Идеи «времен Очаковских и покоренья Крыма», владеющие умами «либеральных» экономистов, имели следствием «рост без технологий» (согласно мнению экспертов Высшей школы экономики) и породили сомнения в достижимости даже более ограниченных, чем модернизация российского общества, целей, в частности в успехе импортозамещения, пусть и при благоприятном соотношении курса рубля и валют развитых стран. Последнее есть, как известно, фактор развития внутреннего рынка, повышающий устойчивость национальной экономики к периодическим «штормам» в мировом хозяйстве.
Наше безоглядно-провинциальное имитаторство экономических моделей проистекает из элементарной профессиональной безграмотности, из отсутствия системного видения общества в единстве его экономической, научно-образовательной и инновационно-технологической ипостасей. Деградация общественных наук в нашей стране лишила Россию возможности реагировать на вызовы третьего тысячелетия. Напротив, у наших партнеров по виртуальному объединению БРИК, Бразилии и Индии, жизнь науки никогда не замирала; более того, общественные науки в этих странах выступают эффективным инструментом самосознания и самовыражения гражданского общества, корректирующего интеллектуальную неадекватность власти. Поэтому общества Индии и Бразилии по существу застрахованы от «неожиданных» общественных потрясений.

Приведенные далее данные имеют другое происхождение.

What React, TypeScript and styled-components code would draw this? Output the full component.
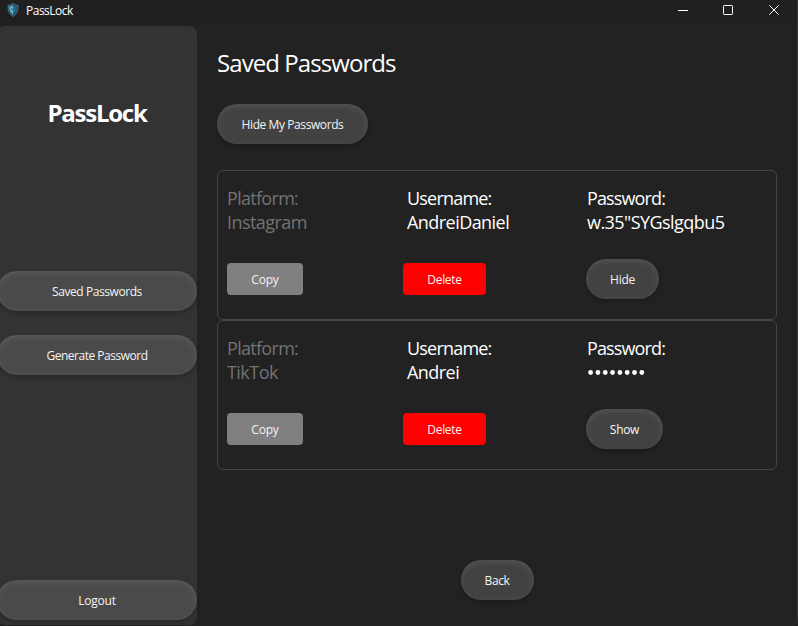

«Либеральная экономика» в классическом, западном понимании – это хозяйственная политика, свободная от директивного планирования. Однако западный исторический опыт убедительно продемонстрировал необходимость планирования индикативно-стратегического характера, ставшего неотъемлемой частью жизнедеятельности сложноорганизованного общества. Что касается России, то трудности нашего нынешнего положения усугубляются глубоким интеллектуальным и духовным кризисом общества, требующим оперативной смены идеологической «лоции» и действующих «элитариев», не способных обеспечить выход нашей страны на траекторию «постлиберального» развития.